YOU are a testimony to honest and strong faith, Pamela. I am blessed by you.
GOD BLESS!
(And I join you in anxious anticipation of one day meeting Sarah face to face!)
Oh Pam my heart breaks for you and I am whispering a little prayer for your pain right now <3
Wow.. what a heart wrenching post. I don't know what is is like to lose a child, but I know what grief is.. some days I want to lie in bed, most days I just cling to Him and He makes a way. I am comforted by this post and your story that is now a testimony.
Thank you show much for sharing.
Misty
This absolutely causes my heart to ACHE! I cannot fathom such a great loss and heart ache! Bless you!!!
Pamela,
I saw that you were a new follower on my blog and I just came over to visit your blog.
Did you realized dear lady and we have a common tragedy in our lives; the loss or a precious child; for me two; it's been five years.
I have found that the things you mentioned in your last paragraph of this post to be true for me as well.
Wow. Just takes my breath away and gives me tears just imagining the grief. You wrote that so well.

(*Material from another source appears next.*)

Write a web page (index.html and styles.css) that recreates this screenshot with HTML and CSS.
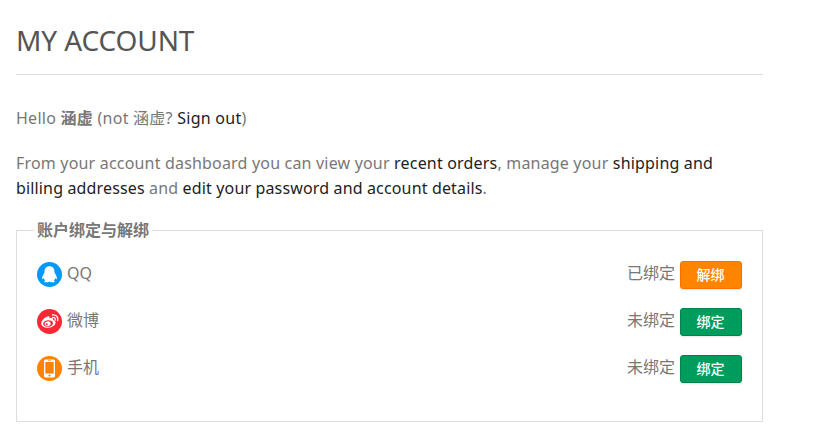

Oh, Pam, I had to cry while reading your post. I will NEVER forget when your precious adorable Baby Sarah went to Heaven. Y'all had just had VBS at our church in Loogootee, and I had had a BLAST helping you with Baby Sarah that whole week. (I was 12 then.) AT the end of VBS, You had given me a lovely book mark and had written on the back..."Thanks for all your help, from sticking stickers to lugging babies!" (I still have and cherish that book mark!) By the time of your fire, we had moved to LA and when we got the horrible news I could NOT believe my ears! I have NO CLUE how in the world you and RB survived those HORRIBLY SAD days afterwards, but Dad II's (Sankey) words were so sweet! I remember being soooo THRILLED when years later...I was attending GBS and found out you were expecting another baby. Not one to replace Sarah...but one to fill your empty arms! Thank you for this sweet and precious post!
Thank you also for sharing the recipe to the P.B surprise cookies. We made them the other day and they are heavenly! =)
Love ya,
~Heather~
My heart breaks for you just reading about your loss. What a powerful testimony that you were able to work through your grief authentically and bring so much encouragement to others in the end. Thanks so much for the inspiration from your words and faith!
What a terrible memory, and what strength with which you convey it. Thank you for sharing and for showing it's possible to "get through" the most unexplainable things. Blessings.
Pamela, you express yourself so well that your readers feel some of the grief that you have experienced. My Mom would understand your pain because her 7month old baby girl before me died. She says there is no other pain like that of feeling as if part of you is missing. We know our family will be complete again and I will get to meet the sister I would have loved to grow up with. My Mom and Dad still after 38 years , grieve for my sister at times. I don't know how people who don't believe in heaven can bear the grief that your family and my family endured. Thank you for sharing your thoughts and feelings. I admire your strength and courage . God bless you, always.
Shannon
Heart stories like yours remind me over and over again of how the Father is such a Redeeming Father- Thank you for sharing and for letting tragedy and grief be a tool for His glory -
Dearest Pamela, Thank you so much for sharing your story of sorrow. I don't even know what to say, but my heart aches for you and your grief. I have suffered loss of close ones as well....I placed a daughter for adoption when she was born 9 years ago because I was homeless when I had her....and my 19 year old sister was murdered by her boyfriend in 2006 - but I don't think these can compare with the loss of an innocent, sweet baby in such a horrific way. May God bless you, sweet, beautiful woman...oh how my heart breaks for you and your pain....much love ~ alice
I have cried as I have read many posts about your sweet Sarah. My heart aches as I imagine your journey. I am praising God for how He helps His children face every day and the hope He gives us in eternity.